Something like immutable log of:
* user declaring "I'm jeff@example.com, here are my public keys". Servers then validate via DNS record or some .well-known location entry whether user is allowed to declare they are from @example.com
* user declaring "behold! jeff@example.com stuff is <here>, and <here> and <here> are addresses for various federation systems". Only passes if that request is signed with above privkey of course
* user declaring "behold! My new public key is X and Y. And Z key is revoked!"
* user declaring "behold! I am now george.effluent@company.com! Re-does checks but for new domain and users previously subscribed to jeff@example com get served redirect".
etc.
Then when server admin inevitably goes rogue you can take your posts and subscribers and go somewhere else.
And when @example.com owner decides "well I'm just gonna to redirect stuff to ads", you can just change your handle and direct people to right place, and other handle is forever taken.
The problem is defining "these sorts of things". StackOverflow didn't do anything evil, they created a useful website and people flocked to it voluntarily.

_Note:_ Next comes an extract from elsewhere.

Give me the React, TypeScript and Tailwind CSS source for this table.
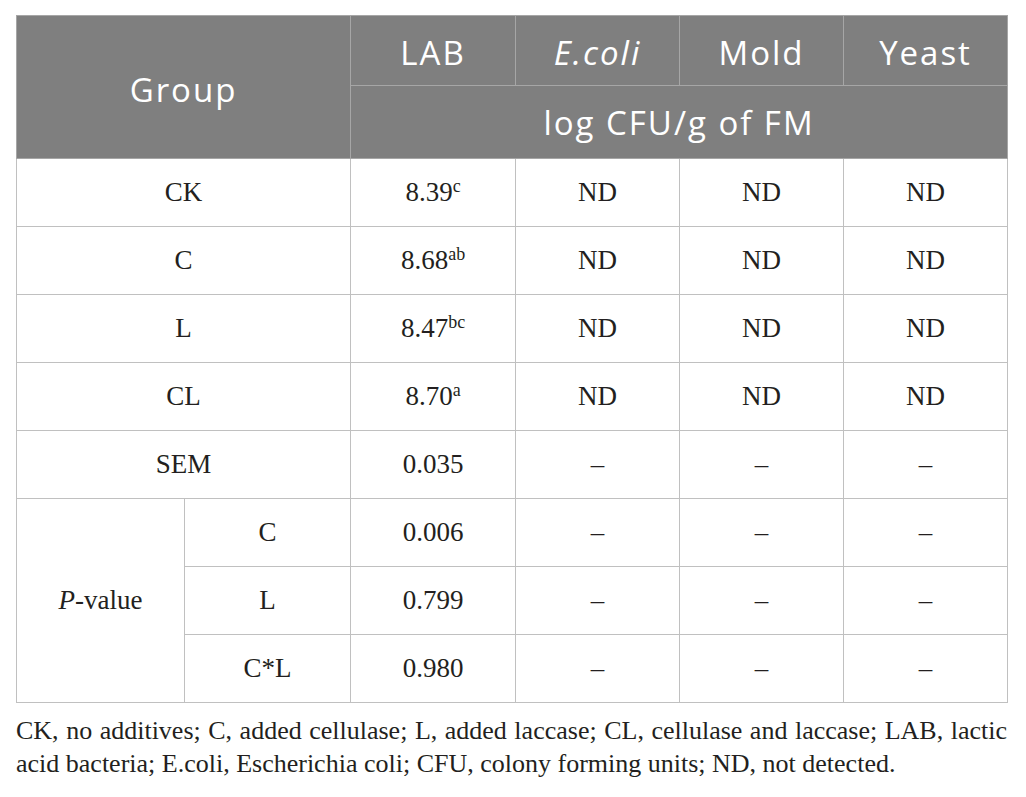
import type { ReactNode } from 'react';

type Row = {
  group: string;
  lab: string;
  sup?: string;
  rest: string[];
};

const ROWS: Row[] = [
  { group: 'CK', lab: '8.39', sup: 'c', rest: ['ND', 'ND', 'ND'] },
  { group: 'C', lab: '8.68', sup: 'ab', rest: ['ND', 'ND', 'ND'] },
  { group: 'L', lab: '8.47', sup: 'bc', rest: ['ND', 'ND', 'ND'] },
  { group: 'CL', lab: '8.70', sup: 'a', rest: ['ND', 'ND', 'ND'] },
  { group: 'SEM', lab: '0.035', rest: ['–', '–', '–'] },
];

const P_ROWS = [
  { factor: 'C', value: '0.006' },
  { factor: 'L', value: '0.799' },
  { factor: 'C*L', value: '0.980' },
];

const HEAD = 'bg-[#7f7f7f] border border-[#a6a6a6] text-white font-normal text-center align-middle';
const CELL = 'border border-[#c0c0c0] text-center align-middle h-[68px] p-0';

function Cell({ children, colSpan, rowSpan }: { children: ReactNode; colSpan?: number; rowSpan?: number }) {
  return (
    <td className={CELL} colSpan={colSpan} rowSpan={rowSpan}>
      {children}
    </td>
  );
}

export default function App() {
  return (
    <div className="w-[1026px] h-[797px] bg-white px-4 pt-[15px]">
      <table
        className="w-[991px] table-fixed border-collapse text-[#231f20] text-[27px] leading-none"
        style={{ fontFamily: '"Liberation Serif", "Times New Roman", serif' }}
      >
        <colgroup>
          <col className="w-[168px]" />
          <col className="w-[166px]" />
          <col className="w-[165px]" />
          <col className="w-[164px]" />
          <col className="w-[164px]" />
          <col className="w-[164px]" />
        </colgroup>
        <thead className="font-['Open_Sans',sans-serif] text-[33px] tracking-[0.06em]">
          <tr className="h-[70px]">
            <th colSpan={2} rowSpan={2} className={HEAD}>
              <span className="relative top-[2px]">Group</span>
            </th>
            <th className={HEAD}>
              <span className="relative top-[2px]">LAB</span>
            </th>
            <th className={HEAD}>
              <i className="relative top-[2px]">E.coli</i>
            </th>
            <th className={HEAD}>
              <span className="relative top-[2px]">Mold</span>
            </th>
            <th className={HEAD}>
              <span className="relative top-[2px]">Yeast</span>
            </th>
          </tr>
          <tr className="h-[73px]">
            <th colSpan={4} className={HEAD}>
              log CFU/g of FM
            </th>
          </tr>
        </thead>
        <tbody>
          {ROWS.map((r) => (
            <tr key={r.group}>
              <Cell colSpan={2}>{r.group}</Cell>
              <Cell>
                {r.lab}
                {r.sup && <sup className="text-[18px] top-[-9px]">{r.sup}</sup>}
              </Cell>
              {r.rest.map((v, i) => (
                <Cell key={i}>{v}</Cell>
              ))}
            </tr>
          ))}
          {P_ROWS.map((p, i) => (
            <tr key={p.factor}>
              {i === 0 && (
                <Cell rowSpan={3}>
                  <i>P</i>-value
                </Cell>
              )}
              <Cell>{p.factor}</Cell>
              <Cell>{p.value}</Cell>
              <Cell>–</Cell>
              <Cell>–</Cell>
              <Cell>–</Cell>
            </tr>
          ))}
        </tbody>
      </table>

      {/* Footnote */}
      <div
        className="w-[991px] mt-[11px] text-[26px] leading-[33px] text-[#231f20]"
        style={{ fontFamily: '"Liberation Serif", "Times New Roman", serif' }}
      >
        <p className="text-justify [text-align-last:justify] whitespace-nowrap">
          CK, no additives; C, added cellulase; L, added laccase; CL, cellulase and laccase; LAB, lactic
        </p>
        <p>acid bacteria; E.coli, Escherichia coli; CFU, colony forming units; ND, not detected.</p>
      </div>
    </div>
  );
}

The thought and knowledge of communities and users need to belong to those communities and users. To people they intentionally and thoughtfully delegate to and trust. We need to decentralize our communications, like how the internet used to be before the arrival of social media and mega forums. We need to revert to small, focused forums, with less anonymous, more persistent communication, run by people we trust. Otherwise, we will continue to see mega companies harvest our data and use it (or not provide it) against our wishes. If we don’t work to mitigate that dynamic, we have nobody to blame for the poor outcomes but ourselves.